Give the listing again exactly, omitting its images.

* start INFORMATION SHOWN *

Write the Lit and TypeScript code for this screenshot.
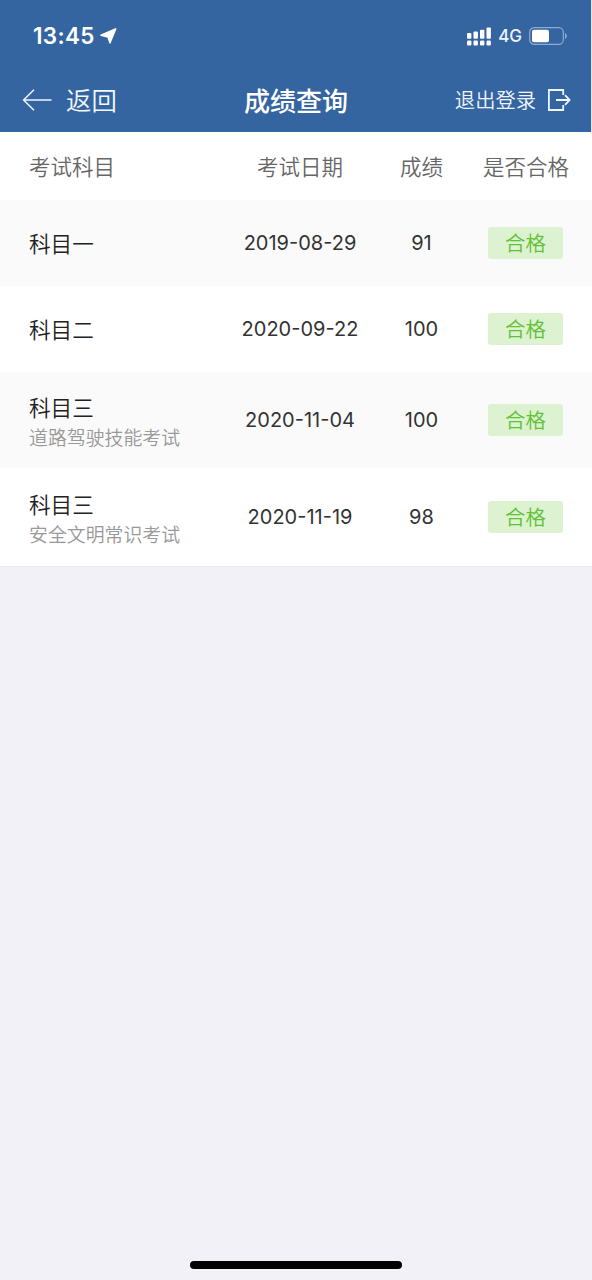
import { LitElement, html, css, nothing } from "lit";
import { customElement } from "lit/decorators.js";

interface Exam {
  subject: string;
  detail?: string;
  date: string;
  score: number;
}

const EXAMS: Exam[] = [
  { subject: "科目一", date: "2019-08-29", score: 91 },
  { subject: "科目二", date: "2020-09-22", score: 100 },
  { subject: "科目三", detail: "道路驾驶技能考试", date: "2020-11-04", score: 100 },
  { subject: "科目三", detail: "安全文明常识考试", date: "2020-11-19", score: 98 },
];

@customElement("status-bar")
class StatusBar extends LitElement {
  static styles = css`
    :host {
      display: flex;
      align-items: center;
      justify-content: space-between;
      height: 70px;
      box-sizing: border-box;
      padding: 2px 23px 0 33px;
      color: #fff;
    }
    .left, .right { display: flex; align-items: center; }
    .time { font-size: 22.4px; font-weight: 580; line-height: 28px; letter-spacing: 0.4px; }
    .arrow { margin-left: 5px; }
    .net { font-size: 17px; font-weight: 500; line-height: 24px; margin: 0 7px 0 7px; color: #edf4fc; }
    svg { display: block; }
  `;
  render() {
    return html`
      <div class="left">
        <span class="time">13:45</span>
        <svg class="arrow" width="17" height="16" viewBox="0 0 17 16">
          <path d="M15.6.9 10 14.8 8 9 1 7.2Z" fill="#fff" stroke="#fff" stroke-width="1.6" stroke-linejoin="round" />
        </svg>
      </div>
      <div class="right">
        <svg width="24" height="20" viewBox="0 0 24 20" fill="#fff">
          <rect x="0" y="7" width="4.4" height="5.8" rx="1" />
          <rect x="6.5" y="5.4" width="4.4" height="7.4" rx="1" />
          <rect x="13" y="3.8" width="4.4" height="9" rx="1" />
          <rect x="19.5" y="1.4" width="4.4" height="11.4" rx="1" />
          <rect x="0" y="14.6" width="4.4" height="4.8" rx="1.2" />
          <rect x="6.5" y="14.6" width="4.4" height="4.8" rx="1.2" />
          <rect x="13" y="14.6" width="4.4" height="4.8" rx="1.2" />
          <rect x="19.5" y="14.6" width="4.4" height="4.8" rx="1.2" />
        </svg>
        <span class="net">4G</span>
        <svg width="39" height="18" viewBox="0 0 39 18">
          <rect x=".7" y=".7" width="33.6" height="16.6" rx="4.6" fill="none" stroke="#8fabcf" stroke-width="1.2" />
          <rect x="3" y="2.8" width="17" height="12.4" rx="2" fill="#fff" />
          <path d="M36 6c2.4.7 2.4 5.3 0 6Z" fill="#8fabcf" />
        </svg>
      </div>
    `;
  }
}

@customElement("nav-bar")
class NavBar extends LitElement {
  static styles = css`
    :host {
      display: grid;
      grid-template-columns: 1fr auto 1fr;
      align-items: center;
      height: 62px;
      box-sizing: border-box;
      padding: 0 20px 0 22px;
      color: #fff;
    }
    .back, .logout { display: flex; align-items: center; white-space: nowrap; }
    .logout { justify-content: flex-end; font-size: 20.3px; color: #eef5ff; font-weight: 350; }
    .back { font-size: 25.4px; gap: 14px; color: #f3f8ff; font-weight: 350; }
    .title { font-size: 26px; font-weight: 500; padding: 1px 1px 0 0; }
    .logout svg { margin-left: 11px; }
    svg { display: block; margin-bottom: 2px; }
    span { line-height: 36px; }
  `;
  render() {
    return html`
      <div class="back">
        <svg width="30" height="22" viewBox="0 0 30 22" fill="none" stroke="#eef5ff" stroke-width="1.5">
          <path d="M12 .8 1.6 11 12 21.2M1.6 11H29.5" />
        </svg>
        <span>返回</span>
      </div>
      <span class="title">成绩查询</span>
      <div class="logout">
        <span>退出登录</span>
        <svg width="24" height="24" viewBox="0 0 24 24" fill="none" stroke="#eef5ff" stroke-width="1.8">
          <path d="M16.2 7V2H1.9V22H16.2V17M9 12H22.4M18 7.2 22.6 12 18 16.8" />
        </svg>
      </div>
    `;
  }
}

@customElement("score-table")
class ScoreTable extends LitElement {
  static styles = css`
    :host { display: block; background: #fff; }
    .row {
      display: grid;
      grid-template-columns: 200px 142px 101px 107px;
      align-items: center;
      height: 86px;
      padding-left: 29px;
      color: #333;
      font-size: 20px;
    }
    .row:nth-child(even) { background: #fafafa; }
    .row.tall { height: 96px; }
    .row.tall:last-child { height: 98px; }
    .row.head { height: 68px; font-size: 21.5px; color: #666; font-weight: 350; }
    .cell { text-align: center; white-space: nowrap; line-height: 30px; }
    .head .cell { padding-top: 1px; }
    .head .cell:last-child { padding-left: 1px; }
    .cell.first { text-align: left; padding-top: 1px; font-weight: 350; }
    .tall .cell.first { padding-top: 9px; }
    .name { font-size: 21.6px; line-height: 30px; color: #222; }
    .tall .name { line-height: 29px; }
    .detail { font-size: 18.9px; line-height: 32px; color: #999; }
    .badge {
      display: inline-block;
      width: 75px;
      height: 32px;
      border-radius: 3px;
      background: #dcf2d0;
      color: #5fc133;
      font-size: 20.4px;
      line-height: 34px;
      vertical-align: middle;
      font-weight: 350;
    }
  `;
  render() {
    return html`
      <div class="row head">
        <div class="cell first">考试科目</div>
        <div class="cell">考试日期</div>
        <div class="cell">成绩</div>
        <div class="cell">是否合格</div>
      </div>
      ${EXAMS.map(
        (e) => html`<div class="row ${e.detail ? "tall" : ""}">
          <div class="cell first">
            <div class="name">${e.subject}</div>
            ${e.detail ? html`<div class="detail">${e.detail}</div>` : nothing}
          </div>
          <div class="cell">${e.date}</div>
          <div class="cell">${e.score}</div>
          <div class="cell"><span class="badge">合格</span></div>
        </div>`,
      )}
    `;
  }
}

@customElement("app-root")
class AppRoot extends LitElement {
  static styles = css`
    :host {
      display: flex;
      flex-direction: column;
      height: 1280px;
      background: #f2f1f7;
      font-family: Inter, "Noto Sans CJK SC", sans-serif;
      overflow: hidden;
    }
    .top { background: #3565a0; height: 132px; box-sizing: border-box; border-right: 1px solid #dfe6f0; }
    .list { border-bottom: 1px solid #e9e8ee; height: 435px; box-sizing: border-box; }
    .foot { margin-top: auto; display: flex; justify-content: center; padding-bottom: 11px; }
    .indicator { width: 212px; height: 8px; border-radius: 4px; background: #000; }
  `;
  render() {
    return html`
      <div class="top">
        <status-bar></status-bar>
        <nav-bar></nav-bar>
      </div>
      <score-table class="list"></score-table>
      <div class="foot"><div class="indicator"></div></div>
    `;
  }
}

* end INFORMATION SHOWN *

§ REPLY TO THE TASK
Write the Lit and TypeScript code for this screenshot.
import { LitElement, html, css, nothing } from "lit";
import { customElement } from "lit/decorators.js";

interface Exam {
  subject: string;
  detail?: string;
  date: string;
  score: number;
}

const EXAMS: Exam[] = [
  { subject: "科目一", date: "2019-08-29", score: 91 },
  { subject: "科目二", date: "2020-09-22", score: 100 },
  { subject: "科目三", detail: "道路驾驶技能考试", date: "2020-11-04", score: 100 },
  { subject: "科目三", detail: "安全文明常识考试", date: "2020-11-19", score: 98 },
];

@customElement("status-bar")
class StatusBar extends LitElement {
  static styles = css`
    :host {
      display: flex;
      align-items: center;
      justify-content: space-between;
      height: 70px;
      box-sizing: border-box;
      padding: 2px 23px 0 33px;
      color: #fff;
    }
    .left, .right { display: flex; align-items: center; }
    .time { font-size: 22.4px; font-weight: 580; line-height: 28px; letter-spacing: 0.4px; }
    .arrow { margin-left: 5px; }
    .net { font-size: 17px; font-weight: 500; line-height: 24px; margin: 0 7px 0 7px; color: #edf4fc; }
    svg { display: block; }
  `;
  render() {
    return html`
      <div class="left">
        <span class="time">13:45</span>
        <svg class="arrow" width="17" height="16" viewBox="0 0 17 16">
          <path d="M15.6.9 10 14.8 8 9 1 7.2Z" fill="#fff" stroke="#fff" stroke-width="1.6" stroke-linejoin="round" />
        </svg>
      </div>
      <div class="right">
        <svg width="24" height="20" viewBox="0 0 24 20" fill="#fff">
          <rect x="0" y="7" width="4.4" height="5.8" rx="1" />
          <rect x="6.5" y="5.4" width="4.4" height="7.4" rx="1" />
          <rect x="13" y="3.8" width="4.4" height="9" rx="1" />
          <rect x="19.5" y="1.4" width="4.4" height="11.4" rx="1" />
          <rect x="0" y="14.6" width="4.4" height="4.8" rx="1.2" />
          <rect x="6.5" y="14.6" width="4.4" height="4.8" rx="1.2" />
          <rect x="13" y="14.6" width="4.4" height="4.8" rx="1.2" />
          <rect x="19.5" y="14.6" width="4.4" height="4.8" rx="1.2" />
        </svg>
        <span class="net">4G</span>
        <svg width="39" height="18" viewBox="0 0 39 18">
          <rect x=".7" y=".7" width="33.6" height="16.6" rx="4.6" fill="none" stroke="#8fabcf" stroke-width="1.2" />
          <rect x="3" y="2.8" width="17" height="12.4" rx="2" fill="#fff" />
          <path d="M36 6c2.4.7 2.4 5.3 0 6Z" fill="#8fabcf" />
        </svg>
      </div>
    `;
  }
}

@customElement("nav-bar")
class NavBar extends LitElement {
  static styles = css`
    :host {
      display: grid;
      grid-template-columns: 1fr auto 1fr;
      align-items: center;
      height: 62px;
      box-sizing: border-box;
      padding: 0 20px 0 22px;
      color: #fff;
    }
    .back, .logout { display: flex; align-items: center; white-space: nowrap; }
    .logout { justify-content: flex-end; font-size: 20.3px; color: #eef5ff; font-weight: 350; }
    .back { font-size: 25.4px; gap: 14px; color: #f3f8ff; font-weight: 350; }
    .title { font-size: 26px; font-weight: 500; padding: 1px 1px 0 0; }
    .logout svg { margin-left: 11px; }
    svg { display: block; margin-bottom: 2px; }
    span { line-height: 36px; }
  `;
  render() {
    return html`
      <div class="back">
        <svg width="30" height="22" viewBox="0 0 30 22" fill="none" stroke="#eef5ff" stroke-width="1.5">
          <path d="M12 .8 1.6 11 12 21.2M1.6 11H29.5" />
        </svg>
        <span>返回</span>
      </div>
      <span class="title">成绩查询</span>
      <div class="logout">
        <span>退出登录</span>
        <svg width="24" height="24" viewBox="0 0 24 24" fill="none" stroke="#eef5ff" stroke-width="1.8">
          <path d="M16.2 7V2H1.9V22H16.2V17M9 12H22.4M18 7.2 22.6 12 18 16.8" />
        </svg>
      </div>
    `;
  }
}

@customElement("score-table")
class ScoreTable extends LitElement {
  static styles = css`
    :host { display: block; background: #fff; }
    .row {
      display: grid;
      grid-template-columns: 200px 142px 101px 107px;
      align-items: center;
      height: 86px;
      padding-left: 29px;
      color: #333;
      font-size: 20px;
    }
    .row:nth-child(even) { background: #fafafa; }
    .row.tall { height: 96px; }
    .row.tall:last-child { height: 98px; }
    .row.head { height: 68px; font-size: 21.5px; color: #666; font-weight: 350; }
    .cell { text-align: center; white-space: nowrap; line-height: 30px; }
    .head .cell { padding-top: 1px; }
    .head .cell:last-child { padding-left: 1px; }
    .cell.first { text-align: left; padding-top: 1px; font-weight: 350; }
    .tall .cell.first { padding-top: 9px; }
    .name { font-size: 21.6px; line-height: 30px; color: #222; }
    .tall .name { line-height: 29px; }
    .detail { font-size: 18.9px; line-height: 32px; color: #999; }
    .badge {
      display: inline-block;
      width: 75px;
      height: 32px;
      border-radius: 3px;
      background: #dcf2d0;
      color: #5fc133;
      font-size: 20.4px;
      line-height: 34px;
      vertical-align: middle;
      font-weight: 350;
    }
  `;
  render() {
    return html`
      <div class="row head">
        <div class="cell first">考试科目</div>
        <div class="cell">考试日期</div>
        <div class="cell">成绩</div>
        <div class="cell">是否合格</div>
      </div>
      ${EXAMS.map(
        (e) => html`<div class="row ${e.detail ? "tall" : ""}">
          <div class="cell first">
            <div class="name">${e.subject}</div>
            ${e.detail ? html`<div class="detail">${e.detail}</div>` : nothing}
          </div>
          <div class="cell">${e.date}</div>
          <div class="cell">${e.score}</div>
          <div class="cell"><span class="badge">合格</span></div>
        </div>`,
      )}
    `;
  }
}

@customElement("app-root")
class AppRoot extends LitElement {
  static styles = css`
    :host {
      display: flex;
      flex-direction: column;
      height: 1280px;
      background: #f2f1f7;
      font-family: Inter, "Noto Sans CJK SC", sans-serif;
      overflow: hidden;
    }
    .top { background: #3565a0; height: 132px; box-sizing: border-box; border-right: 1px solid #dfe6f0; }
    .list { border-bottom: 1px solid #e9e8ee; height: 435px; box-sizing: border-box; }
    .foot { margin-top: auto; display: flex; justify-content: center; padding-bottom: 11px; }
    .indicator { width: 212px; height: 8px; border-radius: 4px; background: #000; }
  `;
  render() {
    return html`
      <div class="top">
        <status-bar></status-bar>
        <nav-bar></nav-bar>
      </div>
      <score-table class="list"></score-table>
      <div class="foot"><div class="indicator"></div></div>
    `;
  }
}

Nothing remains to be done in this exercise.